Berbagai metode pendekatan dalam analisis kebijaksanaan publik telah dikembangkan. Ada pendekatan deskriptif vs preskriptif; pendekatan deterministic vs probabilistic dilihat dari derajat kepastiannya (Stokey dan Zeckhauser, 1978). Atau dengan pendekatan lain, ada yang bersifat empirik, evaluatif dan normatif (Dunn, 1981).
Untuk memahami dan menjelaskan kebijaksanaan publik, Dye menunjukkan adanya sembilan model, yaitu model institusional, proses, kelompok, elite, rasional, inkremental, teori permainan (game theory), pilihan publik (public choice) dan teori sistem. Sementara Henry membagi modelnya menjadi dua kelompok yakni sebagai proses dan sebagai keluaran. Sebagai proses ia menggolongkan enam model, yakni model elite, kelompok, sistem, institusional, dan anarki yang diatur. Dari segi keluaran (output), ia mengenalkan tiga model, yakni inkremental, rasional, dan perencanaan strategis. Pendekatan proses lebih bersifat deskriptif, sedangkan pendekatan output lebih bersifat preskriptif. Artinya bahwa dengan pendekatan yang baik maka hasil atau isi dari kebijaksanaan publik akan menjadi lebih baik pula.

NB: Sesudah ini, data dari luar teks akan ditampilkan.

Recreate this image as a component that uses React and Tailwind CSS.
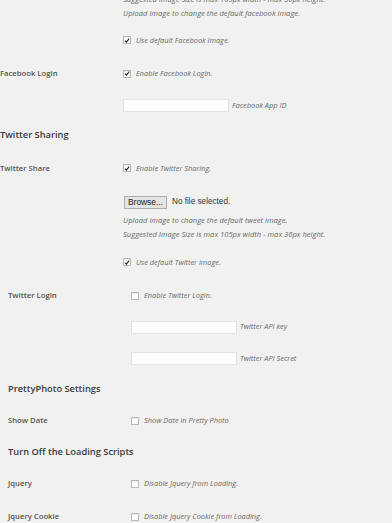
import React from "react";

const font = { fontFamily: '"Open Sans", "Liberation Sans", sans-serif' };

function Check({ checked }) {
  return (
    <span className="inline-flex h-[8px] w-[8px] shrink-0 items-center justify-center border border-[#b4b9be] bg-white shadow-[inset_0_1px_1px_rgba(0,0,0,0.08)]">
      {checked && (
        <svg width="7" height="7" viewBox="0 0 10 10">
          <path d="M1.5 5.2 L4 7.6 L8.6 1.8" fill="none" stroke="#2b2b2b" strokeWidth="1.9" />
        </svg>
      )}
    </span>
  );
}

function Desc({ children, size = "text-[7.4px]" }) {
  return <span className={`${size} italic text-[#6a6a6a]`}>{children}</span>;
}

function CheckRow({ checked, text }) {
  return (
    <div className="flex items-center gap-[5px]">
      <Check checked={checked} />
      <Desc>{text}</Desc>
    </div>
  );
}

function Row({ h, label, labelW, children }) {
  return (
    <div className={`flex items-center ${h}`}>
      <div className={`${labelW} shrink-0 text-[7.7px] font-semibold text-[#555]`}>{label}</div>
      <div className="flex items-center">{children}</div>
    </div>
  );
}

function Heading({ h, children }) {
  return (
    <div className={`flex items-center ${h} text-[9.3px] font-semibold text-[#3a3a3a]`}>{children}</div>
  );
}

function TextInput({ w, label }) {
  return (
    <div className="flex items-center gap-[3px]">
      <span className={`block h-[13px] ${w} border border-[#e2e2e2] bg-white`} />
      <Desc>{label}</Desc>
    </div>
  );
}

export default function App() {
  return (
    <div className="h-[523px] w-[392px] overflow-hidden bg-[#f1f1f1]" style={font}>
      <div className="mt-[-8px] flex">
        <div className="w-[123px] shrink-0" />
        <div className="flex flex-col leading-[14px]">
          <Desc size="text-[7.6px]">Suggested Image Size is max 105px width - max 36px height.</Desc>
          <Desc size="text-[7.6px]">Upload image to change the default facebook image.</Desc>
        </div>
      </div>
      <Row h="h-[41px]" labelW="w-[123px]" label="">
        <CheckRow checked text="Use default Facebook image." />
      </Row>
      <Row h="h-[26px]" labelW="w-[123px]" label="Facebook Login">
        <CheckRow checked text="Enable Facebook Login." />
      </Row>
      <Row h="h-[37px]" labelW="w-[123px]" label="">
        <TextInput w="w-[106px]" label="Facebook App ID" />
      </Row>
      <Heading h="h-[22px]">Twitter Sharing</Heading>
      <Row h="h-[45px]" labelW="w-[123px]" label="Twitter Share">
        <CheckRow checked text="Enable Twitter Sharing." />
      </Row>
      <Row h="h-[22px]" labelW="w-[124px]" label="">
        <div className="flex items-center gap-[5px]">
          <span
            className="flex h-[13px] w-[43px] items-center justify-center border border-[#adadad] bg-[#e5e5e5] text-[8.4px] text-[#222]"
            style={{ fontFamily: '"Liberation Sans", Arial, sans-serif' }}
          >
            Browse...
          </span>
          <span
            className="text-[8.2px] text-[#333]"
            style={{ fontFamily: '"Liberation Sans", Arial, sans-serif' }}
          >
            No file selected.
          </span>
        </div>
      </Row>
      <div className="flex">
        <div className="w-[123px] shrink-0" />
        <div className="flex flex-col leading-[14px]">
          <Desc size="text-[7.6px]">Upload image to change the default tweet image.</Desc>
          <Desc size="text-[7.6px]">Suggested Image Size is max 105px width - max 36px height.</Desc>
        </div>
      </div>
      <Row h="h-[43px]" labelW="w-[123px]" label="">
        <CheckRow checked text="Use default Twitter image." />
      </Row>
      <div className="pl-[8px]">
        <Row h="h-[24px]" labelW="w-[123px]" label="Twitter Login">
          <CheckRow text="Enable Twitter Login." />
        </Row>
        <Row h="h-[38px]" labelW="w-[123px]" label="">
          <TextInput w="w-[106px]" label="Twitter API key" />
        </Row>
        <Row h="h-[25px]" labelW="w-[123px]" label="">
          <TextInput w="w-[106px]" label="Twitter API Secret" />
        </Row>
        <Heading h="h-[36px]">PrettyPhoto Settings</Heading>
        <Row h="h-[28px]" labelW="w-[123px]" label="Show Date">
          <CheckRow text="Show Date in Pretty Photo" />
        </Row>
        <Heading h="h-[34px]">Turn Off the Loading Scripts</Heading>
        <Row h="h-[30px]" labelW="w-[123px]" label="Jquery">
          <CheckRow text="Disable Jquery from Loading." />
        </Row>
        <Row h="h-[36px]" labelW="w-[123px]" label="Jquery Cookie">
          <CheckRow text="Disable Jquery Cookie from Loading." />
        </Row>
      </div>
    </div>
  );
}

Di negara berkembang kebijaksanaan pembangunan menjadi pokok subtansi kebijaksanaan publik. Setiap hari pemerintah di semua negara mengambil keputusan atas dasar kewenangannya mengatur alokasi sumber daya publik, mengarahkan kegiatan masyarakat, memberikan pelayanan publik, menjamin keamanan dan ketentraman, dan sebagainya. Kegiatan itu tidak ada bedanya di negara manapun, baik negara maju maupun negara berkembang. Namun, tetap ada perbedaan diantara keduanya. Pertama-tama disebabkan oleh kondisi sosial ekonomi yang berbeda dan juga karena adanya kegiatan pembangunan dinegara berkembang, yang merupakan kegiatan diatas dari yang biasa dilakukan oleh pemerintah dinegara maju. Adanya sistem administrasi negara yang mampu menyelenggarakan pembangunan menjadi prasyarat bagi berhasilnya pembangunan. Berarti pula administrasi negara yang mampu menghasilkan kebijaksanaan-kebijaksanaan yang “baik” yang dapat menghindari kebijaksanaan yang “buruk” dan mendorong “kepentingan umum”, merupakan tantangan yang lebih besar bagi negara yang sedang membangun (Grindle dan Thomas 1991).